„Mord ohne Leiche“ Frauenleiche aus Krefelder Keller ist die vermisste Gelsenkirchenerin Anna S.

Krefeld · In einem Keller in Krefeld ist eine eingemauerte Frauenleiche entdeckt worden. Nun steht fest: Es ist die seit 2019 vermisste Anna S. aus Gelsenkirchen, die der Krefelder Michael S. ermordet hat. Der Fall hat als „Mord ohne Leiche“ Schlagzeilen gemacht.

Die Leiche von Anna S. wird aus einem Haus in Krefeld transportiert.

Die Leiche von Anna S. wird aus einem Haus in Krefeld transportiert.

Foto: Samla Fotoagentur/samla.de

Bei der Frauenleiche, die am Montag, 14. März, im Keller eines Hauses in Krefeld entdeckt worden war, handelt es sich um  die seit Juni 2019 verschwundenen Gelsenkirchenerin Anna S. Dies habe die Obduktion zweifelsfrei ergeben, teilten die Staatsanwaltschaft Essen und die Polizei Gelsenkirchen am Dienstag in einer gemeinsamen Erklärung mit.  Anna S. ist ermordet worden; ihr Mörder, der Krefelder  Michael S., ist dafür im Dezember 2020 durch das Landgericht Essen  zu lebenslanger Haft mit anschließender Sicherungsverwahrung verurteilt worden. S. hatte die Frau nach Überzeugung des Gerichts  aus Eifersucht umgebracht, weil er es nicht ertrug, dass sie nicht fest  mit ihm zusammenleben wollte. Der Fall hatte als „Mord ohne Leiche“ Schlagzeilen gemacht, da man den Leichnam der Frau nicht fand – bis Montag, 14. März 2022. Die Leiche war im Keller des Hauses entdeckt worden, in dem der Mörder in einer Wohnung gelebt hatte und in der wohl auch der Mord stattgefunden hatte.

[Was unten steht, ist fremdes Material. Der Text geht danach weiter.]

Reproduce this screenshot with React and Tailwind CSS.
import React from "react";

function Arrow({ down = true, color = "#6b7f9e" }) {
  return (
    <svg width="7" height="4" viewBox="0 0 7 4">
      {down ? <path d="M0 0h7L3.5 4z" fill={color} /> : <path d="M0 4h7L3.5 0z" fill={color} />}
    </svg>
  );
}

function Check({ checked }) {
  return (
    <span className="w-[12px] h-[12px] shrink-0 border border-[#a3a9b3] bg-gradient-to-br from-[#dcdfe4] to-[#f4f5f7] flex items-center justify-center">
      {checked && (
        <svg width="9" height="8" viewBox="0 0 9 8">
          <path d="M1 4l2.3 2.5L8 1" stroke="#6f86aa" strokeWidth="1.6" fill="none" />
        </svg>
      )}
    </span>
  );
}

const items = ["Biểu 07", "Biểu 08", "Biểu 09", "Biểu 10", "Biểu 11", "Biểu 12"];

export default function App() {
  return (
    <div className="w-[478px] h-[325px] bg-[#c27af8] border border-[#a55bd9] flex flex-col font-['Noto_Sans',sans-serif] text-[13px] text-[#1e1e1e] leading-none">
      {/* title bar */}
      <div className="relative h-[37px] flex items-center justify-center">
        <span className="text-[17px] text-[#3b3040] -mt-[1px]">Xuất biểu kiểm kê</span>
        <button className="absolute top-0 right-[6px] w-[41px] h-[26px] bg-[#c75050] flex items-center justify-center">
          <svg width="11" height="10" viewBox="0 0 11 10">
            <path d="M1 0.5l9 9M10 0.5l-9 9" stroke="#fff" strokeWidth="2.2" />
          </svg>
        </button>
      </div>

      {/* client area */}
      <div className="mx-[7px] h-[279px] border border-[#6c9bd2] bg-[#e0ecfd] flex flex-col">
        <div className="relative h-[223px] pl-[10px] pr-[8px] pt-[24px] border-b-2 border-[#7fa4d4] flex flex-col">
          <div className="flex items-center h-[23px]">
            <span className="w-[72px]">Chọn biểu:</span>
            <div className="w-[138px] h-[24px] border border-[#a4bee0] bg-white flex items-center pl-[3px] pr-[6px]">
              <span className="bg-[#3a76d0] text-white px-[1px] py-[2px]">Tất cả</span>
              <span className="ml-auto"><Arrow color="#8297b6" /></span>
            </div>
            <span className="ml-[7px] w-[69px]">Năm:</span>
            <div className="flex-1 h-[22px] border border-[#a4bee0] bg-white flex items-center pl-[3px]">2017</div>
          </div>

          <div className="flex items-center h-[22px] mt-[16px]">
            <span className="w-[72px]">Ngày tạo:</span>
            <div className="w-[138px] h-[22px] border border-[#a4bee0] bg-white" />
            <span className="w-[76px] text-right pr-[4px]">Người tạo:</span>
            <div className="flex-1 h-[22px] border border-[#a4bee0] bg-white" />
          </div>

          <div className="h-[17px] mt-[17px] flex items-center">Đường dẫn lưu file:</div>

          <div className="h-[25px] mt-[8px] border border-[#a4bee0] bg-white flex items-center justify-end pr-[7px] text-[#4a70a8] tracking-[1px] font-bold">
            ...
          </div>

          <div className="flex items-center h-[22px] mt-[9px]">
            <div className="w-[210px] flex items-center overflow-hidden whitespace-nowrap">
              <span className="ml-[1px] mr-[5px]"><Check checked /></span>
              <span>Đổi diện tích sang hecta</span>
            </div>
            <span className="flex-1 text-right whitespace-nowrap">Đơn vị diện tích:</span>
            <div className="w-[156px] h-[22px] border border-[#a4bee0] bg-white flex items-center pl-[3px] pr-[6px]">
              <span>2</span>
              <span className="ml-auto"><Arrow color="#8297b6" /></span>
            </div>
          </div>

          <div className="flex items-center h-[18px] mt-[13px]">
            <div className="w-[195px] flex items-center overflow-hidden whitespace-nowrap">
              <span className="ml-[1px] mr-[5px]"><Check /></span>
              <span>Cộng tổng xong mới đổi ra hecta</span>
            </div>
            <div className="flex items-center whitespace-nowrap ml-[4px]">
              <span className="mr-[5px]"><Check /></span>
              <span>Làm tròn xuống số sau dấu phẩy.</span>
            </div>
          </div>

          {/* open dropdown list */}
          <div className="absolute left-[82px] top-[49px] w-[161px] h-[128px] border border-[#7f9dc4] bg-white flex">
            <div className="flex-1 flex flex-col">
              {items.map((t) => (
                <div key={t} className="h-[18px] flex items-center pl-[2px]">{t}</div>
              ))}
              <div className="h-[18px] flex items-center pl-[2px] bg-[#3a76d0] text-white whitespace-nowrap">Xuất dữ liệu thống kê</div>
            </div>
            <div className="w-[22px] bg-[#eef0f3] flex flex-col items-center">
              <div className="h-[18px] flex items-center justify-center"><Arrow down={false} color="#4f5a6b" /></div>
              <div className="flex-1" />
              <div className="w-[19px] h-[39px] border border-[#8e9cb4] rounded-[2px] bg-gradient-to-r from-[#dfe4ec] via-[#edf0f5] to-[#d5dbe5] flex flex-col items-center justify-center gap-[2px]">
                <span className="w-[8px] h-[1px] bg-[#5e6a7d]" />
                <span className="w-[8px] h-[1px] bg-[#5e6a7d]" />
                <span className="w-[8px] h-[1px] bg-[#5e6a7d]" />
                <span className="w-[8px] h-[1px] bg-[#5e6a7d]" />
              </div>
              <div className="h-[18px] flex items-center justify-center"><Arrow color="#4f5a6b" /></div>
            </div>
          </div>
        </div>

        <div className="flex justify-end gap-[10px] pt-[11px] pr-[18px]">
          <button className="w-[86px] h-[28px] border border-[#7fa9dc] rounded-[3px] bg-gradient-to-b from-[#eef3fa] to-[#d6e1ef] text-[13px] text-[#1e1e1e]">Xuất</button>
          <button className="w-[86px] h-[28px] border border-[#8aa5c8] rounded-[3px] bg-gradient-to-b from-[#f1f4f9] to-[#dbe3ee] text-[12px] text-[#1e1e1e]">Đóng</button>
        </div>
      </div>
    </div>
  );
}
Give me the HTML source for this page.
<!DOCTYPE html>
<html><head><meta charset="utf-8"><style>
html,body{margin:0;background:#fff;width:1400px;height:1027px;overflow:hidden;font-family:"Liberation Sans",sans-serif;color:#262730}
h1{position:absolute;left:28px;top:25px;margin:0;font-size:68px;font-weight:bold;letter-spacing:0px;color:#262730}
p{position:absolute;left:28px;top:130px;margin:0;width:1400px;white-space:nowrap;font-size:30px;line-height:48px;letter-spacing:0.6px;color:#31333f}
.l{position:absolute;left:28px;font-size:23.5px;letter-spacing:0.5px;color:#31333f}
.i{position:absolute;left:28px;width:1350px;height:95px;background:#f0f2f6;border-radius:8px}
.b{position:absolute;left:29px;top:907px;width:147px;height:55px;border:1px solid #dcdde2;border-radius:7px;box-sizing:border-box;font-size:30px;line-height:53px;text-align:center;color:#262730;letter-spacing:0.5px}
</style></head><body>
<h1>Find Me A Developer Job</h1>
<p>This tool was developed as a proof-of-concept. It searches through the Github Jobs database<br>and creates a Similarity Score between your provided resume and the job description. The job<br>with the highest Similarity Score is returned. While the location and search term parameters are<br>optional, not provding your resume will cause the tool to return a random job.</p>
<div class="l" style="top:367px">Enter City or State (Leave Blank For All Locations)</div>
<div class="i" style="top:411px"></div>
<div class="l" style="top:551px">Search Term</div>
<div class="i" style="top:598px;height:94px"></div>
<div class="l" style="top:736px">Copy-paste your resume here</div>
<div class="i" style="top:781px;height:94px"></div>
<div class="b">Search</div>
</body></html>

Das  Gutachten der Rechtsmedizin ergab, dass die Gelsenkirchenerin vermutlich erstickt wurde.  Die nun ermittelte Todesursache deckt sich mit den Feststellungen des Landgerichts Essen in der Urteilsbegründung zu den Todesumständen der Frau. Die Ermittler hatten seinerzeit bei Michael S. Videoaufnahmen von der toten Frau entdeckt; daraus ging hervor, dass er sie wohl mit einer Tüte erstickt hat.

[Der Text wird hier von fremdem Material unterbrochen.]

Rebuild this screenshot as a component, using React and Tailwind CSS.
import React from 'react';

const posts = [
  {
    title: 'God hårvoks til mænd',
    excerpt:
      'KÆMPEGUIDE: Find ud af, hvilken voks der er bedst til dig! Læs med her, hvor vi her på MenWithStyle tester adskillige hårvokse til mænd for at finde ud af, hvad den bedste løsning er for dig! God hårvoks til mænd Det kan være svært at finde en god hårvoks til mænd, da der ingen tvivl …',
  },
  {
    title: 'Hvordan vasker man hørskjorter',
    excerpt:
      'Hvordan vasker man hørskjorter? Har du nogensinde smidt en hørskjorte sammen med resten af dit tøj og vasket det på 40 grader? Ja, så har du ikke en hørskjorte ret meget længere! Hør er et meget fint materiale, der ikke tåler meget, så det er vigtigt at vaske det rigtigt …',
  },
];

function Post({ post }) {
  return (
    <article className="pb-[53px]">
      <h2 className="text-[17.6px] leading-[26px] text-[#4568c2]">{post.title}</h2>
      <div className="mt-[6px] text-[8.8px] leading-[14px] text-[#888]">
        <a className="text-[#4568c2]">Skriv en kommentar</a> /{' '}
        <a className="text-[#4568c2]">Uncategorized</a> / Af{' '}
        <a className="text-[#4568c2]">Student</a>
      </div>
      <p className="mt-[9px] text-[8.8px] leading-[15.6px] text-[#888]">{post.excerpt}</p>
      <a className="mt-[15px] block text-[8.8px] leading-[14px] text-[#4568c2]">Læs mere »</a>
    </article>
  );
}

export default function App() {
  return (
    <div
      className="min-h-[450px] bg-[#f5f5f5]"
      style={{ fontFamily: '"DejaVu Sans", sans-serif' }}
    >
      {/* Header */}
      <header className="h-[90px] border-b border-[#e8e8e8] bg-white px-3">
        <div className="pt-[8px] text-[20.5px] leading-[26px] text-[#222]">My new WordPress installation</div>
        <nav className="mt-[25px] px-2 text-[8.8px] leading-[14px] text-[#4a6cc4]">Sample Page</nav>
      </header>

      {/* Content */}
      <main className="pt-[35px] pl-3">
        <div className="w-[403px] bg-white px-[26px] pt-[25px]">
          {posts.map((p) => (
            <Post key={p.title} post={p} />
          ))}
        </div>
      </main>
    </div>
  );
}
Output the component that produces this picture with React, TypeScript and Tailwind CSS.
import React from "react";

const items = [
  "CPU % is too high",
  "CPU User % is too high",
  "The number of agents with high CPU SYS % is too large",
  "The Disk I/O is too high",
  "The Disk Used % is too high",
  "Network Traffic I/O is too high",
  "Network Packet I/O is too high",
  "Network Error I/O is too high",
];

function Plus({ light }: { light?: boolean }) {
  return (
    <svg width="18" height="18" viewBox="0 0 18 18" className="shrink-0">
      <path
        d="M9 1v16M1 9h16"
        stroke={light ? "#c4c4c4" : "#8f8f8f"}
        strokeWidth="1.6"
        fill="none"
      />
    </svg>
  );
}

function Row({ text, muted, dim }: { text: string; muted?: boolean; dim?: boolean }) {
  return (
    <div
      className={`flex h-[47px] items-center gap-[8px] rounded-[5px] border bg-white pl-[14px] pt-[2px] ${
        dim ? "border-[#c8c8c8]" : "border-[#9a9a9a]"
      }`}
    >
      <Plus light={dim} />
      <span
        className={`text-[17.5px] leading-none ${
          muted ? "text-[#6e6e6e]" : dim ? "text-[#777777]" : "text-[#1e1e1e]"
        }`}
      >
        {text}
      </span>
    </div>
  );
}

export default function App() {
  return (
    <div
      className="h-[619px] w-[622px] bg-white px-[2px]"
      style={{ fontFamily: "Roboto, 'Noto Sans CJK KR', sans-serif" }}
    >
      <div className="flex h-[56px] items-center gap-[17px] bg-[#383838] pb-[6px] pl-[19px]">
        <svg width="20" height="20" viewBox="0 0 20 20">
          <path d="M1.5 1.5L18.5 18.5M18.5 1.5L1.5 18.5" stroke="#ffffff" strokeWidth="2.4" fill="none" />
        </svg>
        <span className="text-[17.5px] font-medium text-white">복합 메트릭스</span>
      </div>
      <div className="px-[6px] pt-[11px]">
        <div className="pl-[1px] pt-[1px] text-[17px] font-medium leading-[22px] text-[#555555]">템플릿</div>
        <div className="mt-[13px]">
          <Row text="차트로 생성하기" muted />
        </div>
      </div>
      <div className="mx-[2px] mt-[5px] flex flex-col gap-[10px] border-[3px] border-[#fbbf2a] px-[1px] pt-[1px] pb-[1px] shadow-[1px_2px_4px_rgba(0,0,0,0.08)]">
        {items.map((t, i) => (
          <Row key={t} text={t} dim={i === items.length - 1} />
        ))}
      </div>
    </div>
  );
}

Es bleiben Fragen offen, zu denen Polizei und Staatsanwaltschaft am Dienstag nichts sagen wollten. Die zuständige Essener Staatsanwältin gab sich auf Anfrage unserer Redaktion geradezu schmallippig zurückhaltend. Zu vermuten ist daher, dass der Fall noch nicht ausermittelt ist und die Umstände, unter denen die Leiche im Keller eingemauert wurde, noch geklärt werden. Die Fragen liegen auf der Hand: Wie konnte jemand in einem Keller eine Leiche einmauern, ohne dass niemand sonst diese „Bauarbeiten“ bemerkt hatte? Wann wurde die Leiche dort eingemauert – gleich nach dem Mord oder gar viel später durch Helfer? Warum hat die Polizei  15 Monate nach dem Schuldspruch den Keller durchsucht, obwohl das Haus im Zuge der ersten Ermittlungen bereits gründlich durchsucht worden war? Hat jemand der Polizei einen Tipp gegeben?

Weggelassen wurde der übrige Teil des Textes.